The winners of tomorrow’s game will, barring a freak setback or incident, be the team that can keep hold of the ball the longest.

Such an obvious observation but, in reality, it’s extremely hard to achieve the dominance required when a contest such as this brings together so many ace opportunists.

In the green and gold corner, for example, we have the tournament’s leading turnover exponent in David Pocock on 14, way ahead of nearest All Black rival Kieran Read whose tally has reached five.

Read, though, stands tall in the opposite corner as the top line-out stealer in the competition with six strikes to his name, one ahead of team-mate Brodie Retallick and two clear of Dean Mumm who has largely been used as a replacement by Australia.

Get the ball, keep it, score. Get it back, keep it some more, score again, win. Simple.

 

Fitting farewell?

It would almost be worthy of a Hollywood script if Richie McCaw and Dan Carter should sign off from the World Cup with the final victory all New Zealand is craving.

We hear often enough that it’s not enough for a Kiwi rugby player to become an All Black, the burning desire is to become a great All Black and this is a status both men achieved long ago.

So, for one last time on the biggest stage of all and regardless of who you support, it’s a moment to fully appreciate the scavaging skills of a truly inspirational leader in the shape of McCaw as well as the poise, subtlety and beauty that Carter has brought to the role of playmaker along with his dead-eye goalkicking.

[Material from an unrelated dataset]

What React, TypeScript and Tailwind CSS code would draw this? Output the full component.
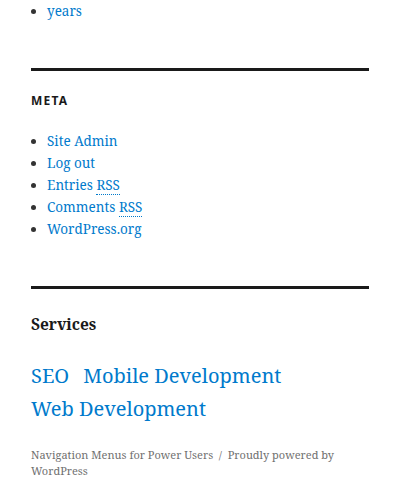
import React from "react";

const serif = { fontFamily: '"Noto Serif", "DejaVu Serif", serif' };

export default function App() {
  const link = "text-[#007acc]";
  return (
    <div className="w-[400px] h-[501px] bg-white overflow-hidden" style={serif}>
      <div className="px-[31px]">
        <ul className="list-disc pl-[16px] text-[13.5px] leading-[22px] text-[#333]">
          <li><span className={link}>years</span></li>
        </ul>
        <div className="mt-[46px] border-t-[3px] border-[#1a1a1a] pt-[20px]">
          <h2 className="text-[12px] font-bold uppercase tracking-[0.1em] leading-[20px] text-[#1a1a1a]" style={{ fontFamily: '"Noto Sans", sans-serif' }}>Meta</h2>
          <ul className="mt-[19px] list-disc pl-[16px] text-[13.5px] leading-[22px] text-[#333]">
            <li><span className={link}>Site Admin</span></li>
            <li><span className={link}>Log out</span></li>
            <li><span className={link}>Entries <abbr className="no-underline border-b border-dotted border-[#007acc]">RSS</abbr></span></li>
            <li><span className={link}>Comments <abbr className="no-underline border-b border-dotted border-[#007acc]">RSS</abbr></span></li>
            <li><span className={link}>WordPress.org</span></li>
          </ul>
        </div>
        <div className="mt-[46px] border-t-[3px] border-[#1a1a1a] pt-[22px]">
          <h2 className="text-[15.5px] font-bold leading-[26px] text-[#1a1a1a]">Services</h2>
          <div className="mt-[22px] text-[20px] leading-[33px] text-[#007acc]">
            <span className="mr-[14px]">SEO</span>
            <span>Mobile Development</span>
            <br />
            <span>Web Development</span>
          </div>
        </div>
        <p className="mt-[22px] text-[11px] leading-[16px] text-[#707070]">
          {"Navigation Menus for Power Users\u00a0\u00a0/\u00a0\u00a0Proudly powered by WordPress"}
        </p>
      </div>
    </div>
  );
}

They’ve often made what they do look easy when, of course, it’s ridiculously hard.

 

Simply the best

While debate about the merits of the finalists could go on forever without being settled one way or another until the whistle is blown for the last time, there’s no doubt in any quarter that the best referee in the competition has been asked to take charge.

Nigel Owens has been terrific, officiating with empathy, wisdom and no little humour. Stuart Hogg could yet go on to become a legend of the sport, a poet laureate and even win a Nobel Prize but, when the time comes, somewhere near the top of his sporting obituary will be the withering put-down delivered by Owens when the Scotland full-back tumbled to the ground against South Africa at Newcastle United’s St James’s Park rather too easily for the official’s liking.

“Dive like that again,” he intoned, “and you can come back here again in two weeks and play. Not today. Watch out!” For that off the cuff remark alone he deserves the final.

 

Two bald men fighting over a comb

That’s one way to describe the play-off for third and fourth place which Friday night pitched South Africa against Argentina at London’s Olympic Park.

World Rugby prefers the label ‘bronze final’ while I can barely think of anything positive to say about a game which has been a part of the World Cup since it started in 1987 but which I find completely pointless.

Yes there was an enthusiastic crowd complete with party atmosphere as well as a big TV audience to keep sponsors happy and the money rolling in. But I did feel for the players who, after all the emotion and heartbreak of a semi-final defeat, had to somehow dust themselves down once again for the say-so greater good.